YOUR OBJECTIVE:
How many lines of these entries hold the string "Output"? Reply with the number alone.

PROVIDED DATA:
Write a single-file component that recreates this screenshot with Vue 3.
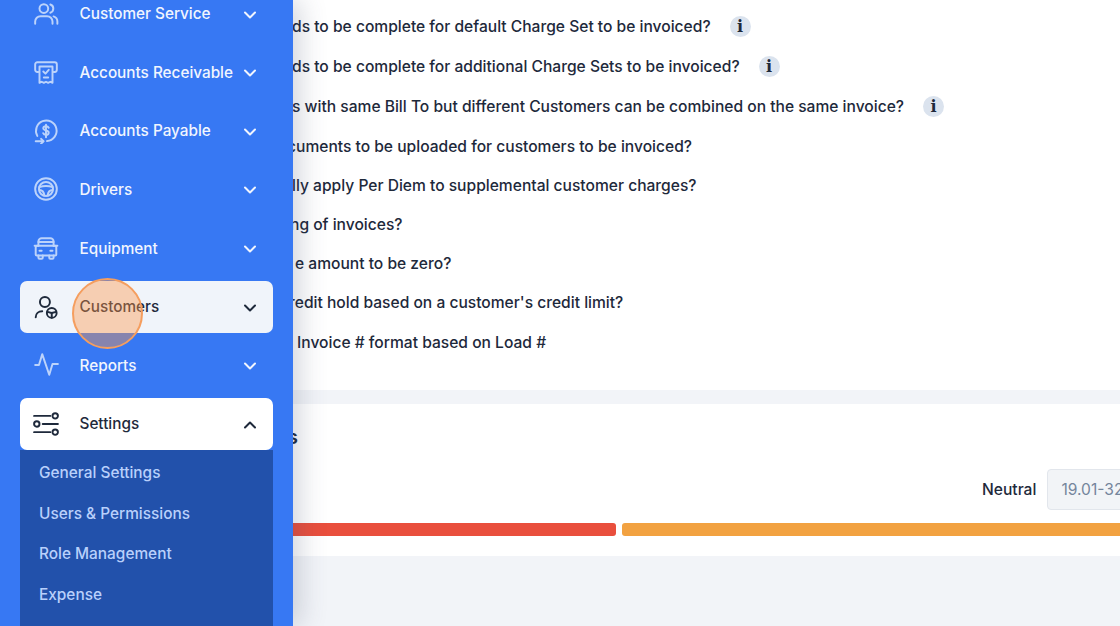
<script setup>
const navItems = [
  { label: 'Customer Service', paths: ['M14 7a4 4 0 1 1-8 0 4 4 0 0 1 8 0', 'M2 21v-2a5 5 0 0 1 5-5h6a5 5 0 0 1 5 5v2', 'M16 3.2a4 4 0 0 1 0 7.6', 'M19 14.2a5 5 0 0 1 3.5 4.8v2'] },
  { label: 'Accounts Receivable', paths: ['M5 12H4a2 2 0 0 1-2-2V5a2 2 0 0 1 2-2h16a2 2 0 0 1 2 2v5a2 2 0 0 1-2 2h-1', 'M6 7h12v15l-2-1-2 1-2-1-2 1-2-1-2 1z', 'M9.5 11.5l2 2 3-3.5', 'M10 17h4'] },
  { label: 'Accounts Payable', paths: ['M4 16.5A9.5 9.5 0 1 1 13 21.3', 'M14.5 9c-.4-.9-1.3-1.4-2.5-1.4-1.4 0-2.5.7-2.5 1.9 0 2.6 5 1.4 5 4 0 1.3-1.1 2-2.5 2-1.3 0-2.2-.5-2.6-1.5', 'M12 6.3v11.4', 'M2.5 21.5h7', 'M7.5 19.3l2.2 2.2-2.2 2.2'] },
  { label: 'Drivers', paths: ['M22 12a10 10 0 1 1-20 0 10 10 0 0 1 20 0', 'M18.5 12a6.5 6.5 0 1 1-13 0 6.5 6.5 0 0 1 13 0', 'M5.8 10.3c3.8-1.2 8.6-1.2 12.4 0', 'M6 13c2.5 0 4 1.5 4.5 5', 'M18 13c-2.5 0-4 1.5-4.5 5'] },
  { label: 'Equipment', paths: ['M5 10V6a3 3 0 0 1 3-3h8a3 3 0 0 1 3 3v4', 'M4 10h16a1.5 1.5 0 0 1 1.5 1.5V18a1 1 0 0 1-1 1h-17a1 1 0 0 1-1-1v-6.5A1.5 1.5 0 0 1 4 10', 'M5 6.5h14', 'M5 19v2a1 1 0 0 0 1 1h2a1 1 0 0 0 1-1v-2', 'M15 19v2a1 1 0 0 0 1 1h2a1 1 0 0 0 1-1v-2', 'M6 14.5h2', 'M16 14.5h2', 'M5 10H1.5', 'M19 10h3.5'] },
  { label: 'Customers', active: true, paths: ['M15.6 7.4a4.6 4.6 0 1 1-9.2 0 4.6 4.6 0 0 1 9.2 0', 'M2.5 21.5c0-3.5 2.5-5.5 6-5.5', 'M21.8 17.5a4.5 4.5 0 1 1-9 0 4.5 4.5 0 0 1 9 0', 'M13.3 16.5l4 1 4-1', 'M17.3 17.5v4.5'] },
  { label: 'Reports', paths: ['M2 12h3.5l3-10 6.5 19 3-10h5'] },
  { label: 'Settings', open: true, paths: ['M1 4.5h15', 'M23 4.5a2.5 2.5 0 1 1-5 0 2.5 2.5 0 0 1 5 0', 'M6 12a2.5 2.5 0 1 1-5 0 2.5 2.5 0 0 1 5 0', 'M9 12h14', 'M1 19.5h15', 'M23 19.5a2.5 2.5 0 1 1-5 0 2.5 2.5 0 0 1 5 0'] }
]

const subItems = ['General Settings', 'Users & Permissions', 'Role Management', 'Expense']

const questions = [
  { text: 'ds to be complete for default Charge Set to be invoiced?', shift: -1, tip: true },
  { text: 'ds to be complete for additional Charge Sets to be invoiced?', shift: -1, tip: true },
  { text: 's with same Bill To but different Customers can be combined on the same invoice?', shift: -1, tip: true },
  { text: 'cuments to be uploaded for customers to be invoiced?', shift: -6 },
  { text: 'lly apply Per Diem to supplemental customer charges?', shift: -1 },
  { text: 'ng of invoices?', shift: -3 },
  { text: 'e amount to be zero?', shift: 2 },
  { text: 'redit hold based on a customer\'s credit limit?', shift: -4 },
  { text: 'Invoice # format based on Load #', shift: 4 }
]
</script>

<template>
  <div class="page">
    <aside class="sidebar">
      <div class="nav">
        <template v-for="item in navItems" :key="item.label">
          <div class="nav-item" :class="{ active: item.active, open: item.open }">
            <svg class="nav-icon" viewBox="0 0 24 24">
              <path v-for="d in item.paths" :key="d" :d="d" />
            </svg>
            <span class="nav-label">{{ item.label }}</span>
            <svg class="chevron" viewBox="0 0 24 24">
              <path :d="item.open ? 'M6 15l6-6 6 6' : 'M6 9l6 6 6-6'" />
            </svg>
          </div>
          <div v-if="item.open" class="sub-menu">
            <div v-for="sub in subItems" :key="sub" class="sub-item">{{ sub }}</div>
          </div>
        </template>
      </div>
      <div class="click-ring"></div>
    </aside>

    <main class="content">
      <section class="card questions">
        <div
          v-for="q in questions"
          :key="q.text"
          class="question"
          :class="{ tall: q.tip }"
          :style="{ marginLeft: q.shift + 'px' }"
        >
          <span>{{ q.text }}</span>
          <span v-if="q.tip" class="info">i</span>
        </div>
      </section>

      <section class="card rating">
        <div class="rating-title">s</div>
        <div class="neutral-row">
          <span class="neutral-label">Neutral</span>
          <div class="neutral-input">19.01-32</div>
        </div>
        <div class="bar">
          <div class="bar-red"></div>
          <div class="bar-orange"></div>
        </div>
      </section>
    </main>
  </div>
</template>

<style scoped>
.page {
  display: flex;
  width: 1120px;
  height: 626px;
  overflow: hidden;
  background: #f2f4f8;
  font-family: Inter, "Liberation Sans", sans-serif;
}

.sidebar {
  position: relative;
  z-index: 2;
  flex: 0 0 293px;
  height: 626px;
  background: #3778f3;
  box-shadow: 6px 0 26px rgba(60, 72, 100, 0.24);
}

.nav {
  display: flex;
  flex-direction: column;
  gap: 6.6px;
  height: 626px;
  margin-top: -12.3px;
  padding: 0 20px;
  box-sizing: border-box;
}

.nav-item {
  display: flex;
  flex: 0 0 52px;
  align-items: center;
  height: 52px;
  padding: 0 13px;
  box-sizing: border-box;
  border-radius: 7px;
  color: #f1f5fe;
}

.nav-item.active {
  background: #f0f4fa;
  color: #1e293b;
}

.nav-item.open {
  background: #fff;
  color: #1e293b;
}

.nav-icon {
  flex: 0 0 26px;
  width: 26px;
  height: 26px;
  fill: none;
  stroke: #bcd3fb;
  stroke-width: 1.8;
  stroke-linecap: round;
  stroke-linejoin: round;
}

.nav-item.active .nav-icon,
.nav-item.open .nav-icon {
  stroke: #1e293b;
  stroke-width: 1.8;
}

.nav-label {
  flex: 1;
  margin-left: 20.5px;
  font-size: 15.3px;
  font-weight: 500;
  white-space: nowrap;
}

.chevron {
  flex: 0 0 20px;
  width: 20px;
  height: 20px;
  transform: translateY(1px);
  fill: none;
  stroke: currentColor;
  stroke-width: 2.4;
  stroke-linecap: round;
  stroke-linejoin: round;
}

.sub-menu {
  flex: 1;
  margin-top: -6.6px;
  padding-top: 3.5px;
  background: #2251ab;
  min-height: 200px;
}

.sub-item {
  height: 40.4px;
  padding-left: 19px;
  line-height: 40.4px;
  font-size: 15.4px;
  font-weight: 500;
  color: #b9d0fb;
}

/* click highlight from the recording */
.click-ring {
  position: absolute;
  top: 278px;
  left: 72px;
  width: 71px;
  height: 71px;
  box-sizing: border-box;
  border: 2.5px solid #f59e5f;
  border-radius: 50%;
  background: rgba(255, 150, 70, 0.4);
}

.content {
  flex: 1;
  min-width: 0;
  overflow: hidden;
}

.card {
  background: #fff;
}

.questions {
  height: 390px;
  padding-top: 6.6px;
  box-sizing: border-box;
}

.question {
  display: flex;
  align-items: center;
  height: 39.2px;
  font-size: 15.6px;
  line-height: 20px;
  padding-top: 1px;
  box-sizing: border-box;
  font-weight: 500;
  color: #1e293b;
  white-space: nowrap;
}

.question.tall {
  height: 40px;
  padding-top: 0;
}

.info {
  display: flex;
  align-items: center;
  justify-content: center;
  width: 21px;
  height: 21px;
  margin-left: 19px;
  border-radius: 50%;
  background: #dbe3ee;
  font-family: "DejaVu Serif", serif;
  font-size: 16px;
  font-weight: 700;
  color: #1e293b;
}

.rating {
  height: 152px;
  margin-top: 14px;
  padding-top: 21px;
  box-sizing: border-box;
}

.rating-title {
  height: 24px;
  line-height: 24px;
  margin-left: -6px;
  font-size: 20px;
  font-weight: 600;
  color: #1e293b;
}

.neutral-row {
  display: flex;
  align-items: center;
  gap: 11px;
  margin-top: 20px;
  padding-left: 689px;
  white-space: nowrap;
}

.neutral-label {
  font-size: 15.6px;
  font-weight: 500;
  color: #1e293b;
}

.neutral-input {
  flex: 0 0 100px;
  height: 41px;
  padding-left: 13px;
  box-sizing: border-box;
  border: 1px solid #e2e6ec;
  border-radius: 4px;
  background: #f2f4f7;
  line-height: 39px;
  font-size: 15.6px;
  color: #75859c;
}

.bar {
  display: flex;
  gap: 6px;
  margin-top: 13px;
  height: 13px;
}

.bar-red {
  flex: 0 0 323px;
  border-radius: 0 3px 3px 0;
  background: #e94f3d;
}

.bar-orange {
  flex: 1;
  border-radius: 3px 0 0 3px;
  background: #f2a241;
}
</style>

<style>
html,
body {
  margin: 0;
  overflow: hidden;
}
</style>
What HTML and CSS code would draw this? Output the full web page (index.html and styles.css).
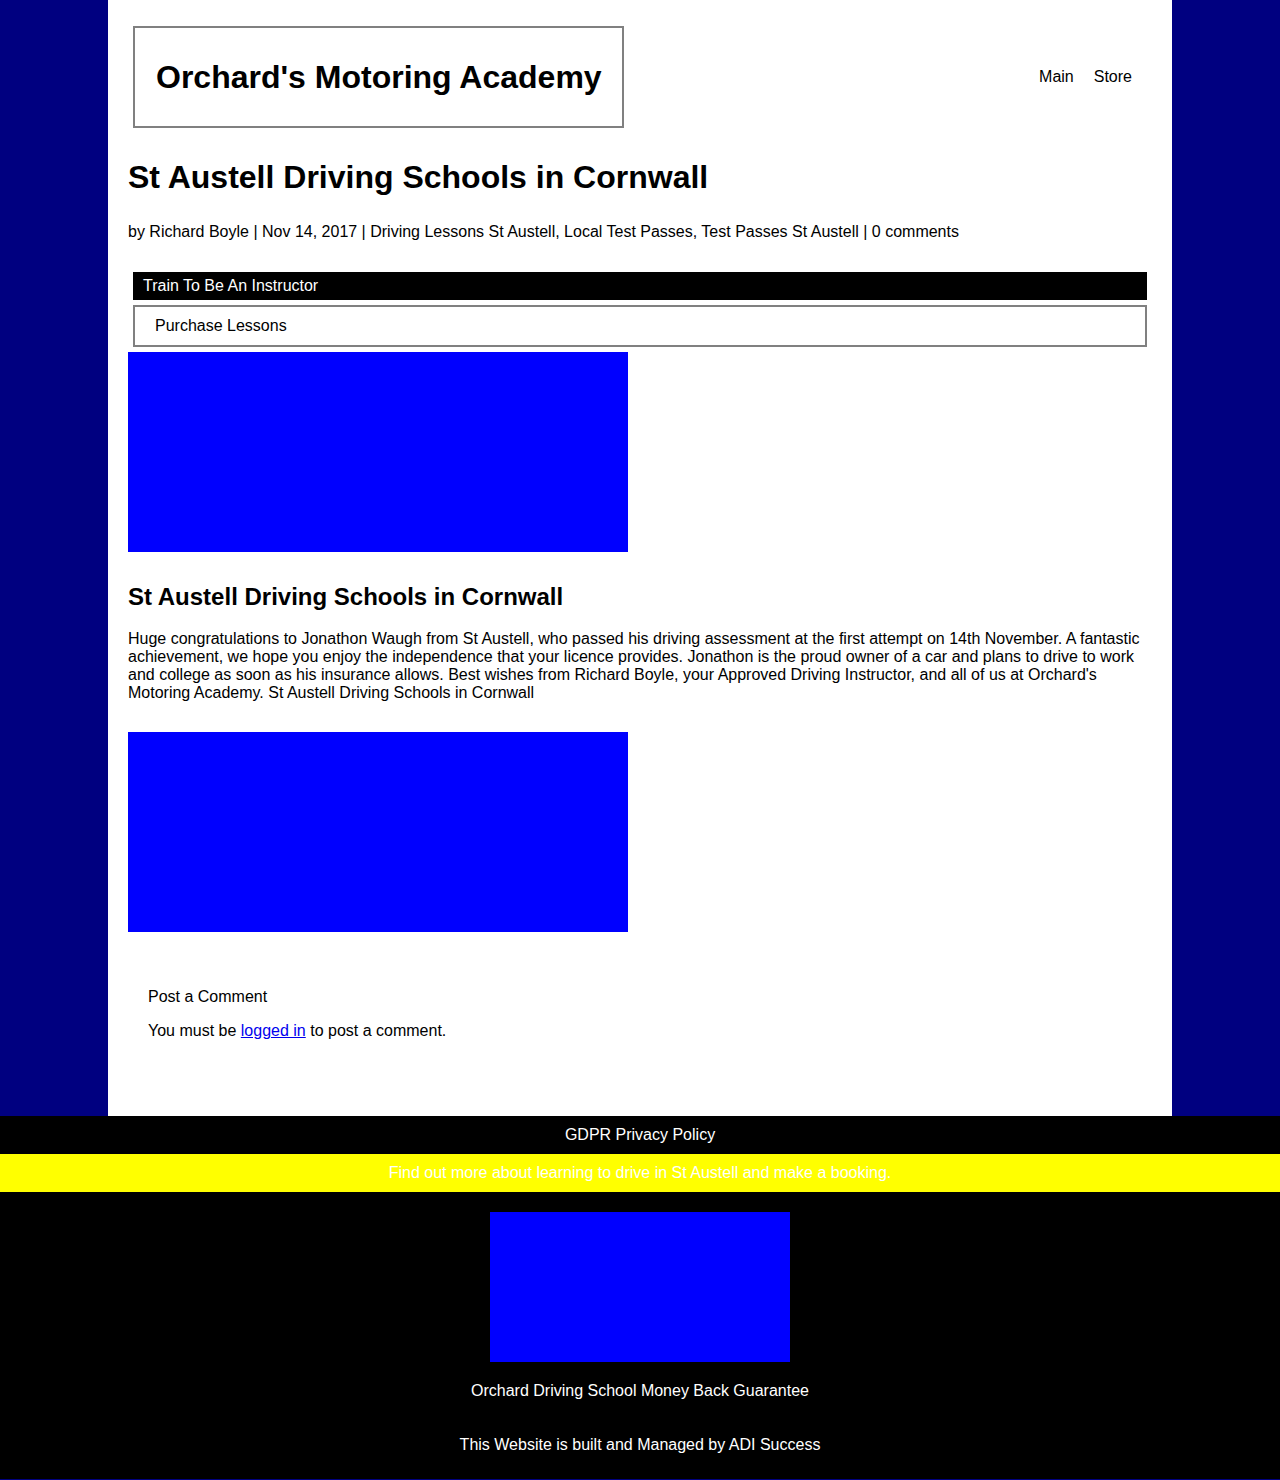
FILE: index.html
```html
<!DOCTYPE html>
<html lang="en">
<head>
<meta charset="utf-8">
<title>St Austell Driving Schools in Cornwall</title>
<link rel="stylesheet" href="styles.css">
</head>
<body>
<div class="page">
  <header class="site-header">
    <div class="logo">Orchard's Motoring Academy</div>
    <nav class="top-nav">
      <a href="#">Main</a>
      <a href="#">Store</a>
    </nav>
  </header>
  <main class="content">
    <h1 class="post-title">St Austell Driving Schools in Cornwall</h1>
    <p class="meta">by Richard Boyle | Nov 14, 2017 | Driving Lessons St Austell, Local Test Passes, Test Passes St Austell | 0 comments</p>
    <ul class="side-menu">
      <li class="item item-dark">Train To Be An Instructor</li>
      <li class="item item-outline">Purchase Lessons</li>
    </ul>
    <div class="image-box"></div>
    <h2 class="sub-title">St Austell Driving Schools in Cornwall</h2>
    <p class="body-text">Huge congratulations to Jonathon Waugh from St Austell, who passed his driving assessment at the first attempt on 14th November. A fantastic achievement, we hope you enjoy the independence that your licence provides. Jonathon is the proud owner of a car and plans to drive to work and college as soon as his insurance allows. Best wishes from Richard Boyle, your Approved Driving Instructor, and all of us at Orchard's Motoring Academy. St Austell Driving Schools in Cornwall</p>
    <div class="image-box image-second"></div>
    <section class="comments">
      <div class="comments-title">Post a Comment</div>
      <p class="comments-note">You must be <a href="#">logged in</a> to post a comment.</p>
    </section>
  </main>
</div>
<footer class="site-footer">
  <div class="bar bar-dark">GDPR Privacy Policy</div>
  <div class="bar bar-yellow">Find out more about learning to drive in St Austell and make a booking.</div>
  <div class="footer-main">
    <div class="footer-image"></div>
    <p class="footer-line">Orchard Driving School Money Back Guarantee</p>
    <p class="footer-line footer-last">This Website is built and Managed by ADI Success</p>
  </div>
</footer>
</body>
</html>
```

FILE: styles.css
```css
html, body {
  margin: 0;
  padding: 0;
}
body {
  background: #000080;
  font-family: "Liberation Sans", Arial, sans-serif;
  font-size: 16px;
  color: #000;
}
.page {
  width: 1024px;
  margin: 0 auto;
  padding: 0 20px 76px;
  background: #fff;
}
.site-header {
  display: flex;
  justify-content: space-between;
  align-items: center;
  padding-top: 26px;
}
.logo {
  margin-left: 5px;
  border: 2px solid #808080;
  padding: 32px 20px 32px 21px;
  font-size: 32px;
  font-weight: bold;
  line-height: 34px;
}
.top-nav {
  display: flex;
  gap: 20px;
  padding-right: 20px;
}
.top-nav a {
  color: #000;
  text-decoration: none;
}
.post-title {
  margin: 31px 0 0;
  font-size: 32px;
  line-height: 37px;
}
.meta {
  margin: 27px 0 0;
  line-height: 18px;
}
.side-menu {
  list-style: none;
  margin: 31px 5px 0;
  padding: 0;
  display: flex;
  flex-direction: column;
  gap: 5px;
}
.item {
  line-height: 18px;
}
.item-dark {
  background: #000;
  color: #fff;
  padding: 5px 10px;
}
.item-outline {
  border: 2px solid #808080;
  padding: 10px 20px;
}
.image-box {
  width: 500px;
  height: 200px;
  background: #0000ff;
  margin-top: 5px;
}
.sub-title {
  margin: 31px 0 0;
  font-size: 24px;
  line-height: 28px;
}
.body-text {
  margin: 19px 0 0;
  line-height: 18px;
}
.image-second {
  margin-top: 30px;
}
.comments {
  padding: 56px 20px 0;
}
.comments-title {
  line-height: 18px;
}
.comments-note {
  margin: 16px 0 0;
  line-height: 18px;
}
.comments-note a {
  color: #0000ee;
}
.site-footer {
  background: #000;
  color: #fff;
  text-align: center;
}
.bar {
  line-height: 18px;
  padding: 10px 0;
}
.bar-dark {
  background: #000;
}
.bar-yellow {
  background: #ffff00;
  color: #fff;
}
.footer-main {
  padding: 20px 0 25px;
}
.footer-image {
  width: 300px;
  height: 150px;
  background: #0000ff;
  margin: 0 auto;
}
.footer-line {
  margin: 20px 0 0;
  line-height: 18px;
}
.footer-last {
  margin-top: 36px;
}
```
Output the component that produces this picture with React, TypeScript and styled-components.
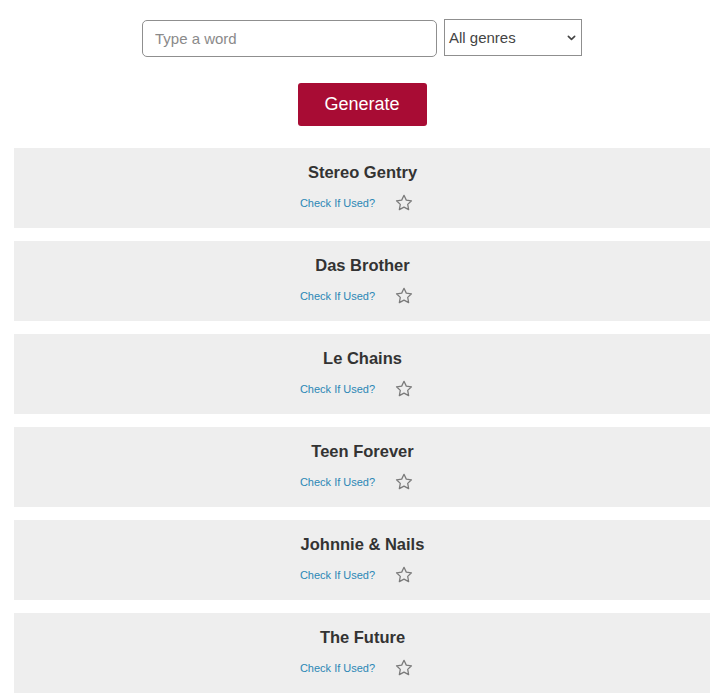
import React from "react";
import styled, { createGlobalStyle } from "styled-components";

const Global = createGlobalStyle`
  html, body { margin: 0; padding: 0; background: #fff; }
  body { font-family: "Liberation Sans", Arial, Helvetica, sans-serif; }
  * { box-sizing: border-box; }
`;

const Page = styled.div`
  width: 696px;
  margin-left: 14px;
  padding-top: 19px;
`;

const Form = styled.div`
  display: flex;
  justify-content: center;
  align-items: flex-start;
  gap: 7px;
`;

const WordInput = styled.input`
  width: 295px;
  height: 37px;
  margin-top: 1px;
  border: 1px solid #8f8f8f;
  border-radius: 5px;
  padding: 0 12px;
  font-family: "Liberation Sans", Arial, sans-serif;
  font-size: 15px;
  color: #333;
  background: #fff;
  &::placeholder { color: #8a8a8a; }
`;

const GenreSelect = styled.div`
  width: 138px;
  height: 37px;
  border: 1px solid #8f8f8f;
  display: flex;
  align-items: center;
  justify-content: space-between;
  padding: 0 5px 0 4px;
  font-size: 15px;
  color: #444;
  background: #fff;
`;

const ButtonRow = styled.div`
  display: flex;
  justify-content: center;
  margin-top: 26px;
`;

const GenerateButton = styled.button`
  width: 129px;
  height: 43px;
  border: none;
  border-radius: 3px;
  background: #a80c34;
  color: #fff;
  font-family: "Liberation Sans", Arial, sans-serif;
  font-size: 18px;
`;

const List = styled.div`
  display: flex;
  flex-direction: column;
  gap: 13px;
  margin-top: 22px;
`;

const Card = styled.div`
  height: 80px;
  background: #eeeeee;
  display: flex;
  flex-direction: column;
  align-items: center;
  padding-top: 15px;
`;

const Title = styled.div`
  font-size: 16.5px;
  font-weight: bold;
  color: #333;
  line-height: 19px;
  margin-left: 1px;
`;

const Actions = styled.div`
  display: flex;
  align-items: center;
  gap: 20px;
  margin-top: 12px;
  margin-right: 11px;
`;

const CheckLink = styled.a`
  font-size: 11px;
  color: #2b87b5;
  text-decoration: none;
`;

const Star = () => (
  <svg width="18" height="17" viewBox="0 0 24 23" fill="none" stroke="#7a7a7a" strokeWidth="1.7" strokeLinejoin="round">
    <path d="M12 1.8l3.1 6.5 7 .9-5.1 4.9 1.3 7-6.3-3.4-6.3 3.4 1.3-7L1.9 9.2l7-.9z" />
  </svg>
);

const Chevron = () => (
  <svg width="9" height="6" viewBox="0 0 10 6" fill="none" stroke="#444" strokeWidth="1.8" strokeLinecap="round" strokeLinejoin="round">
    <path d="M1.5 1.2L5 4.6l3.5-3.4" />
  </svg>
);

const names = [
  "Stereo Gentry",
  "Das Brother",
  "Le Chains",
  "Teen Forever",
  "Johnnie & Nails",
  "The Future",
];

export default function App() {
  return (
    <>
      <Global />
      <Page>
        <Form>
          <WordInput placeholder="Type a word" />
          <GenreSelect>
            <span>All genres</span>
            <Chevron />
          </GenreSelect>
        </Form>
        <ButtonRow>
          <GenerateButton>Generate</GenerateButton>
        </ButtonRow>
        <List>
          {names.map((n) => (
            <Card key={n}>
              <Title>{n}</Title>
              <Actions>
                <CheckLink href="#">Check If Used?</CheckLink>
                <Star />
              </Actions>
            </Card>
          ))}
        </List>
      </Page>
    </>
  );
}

THE REPLY:
2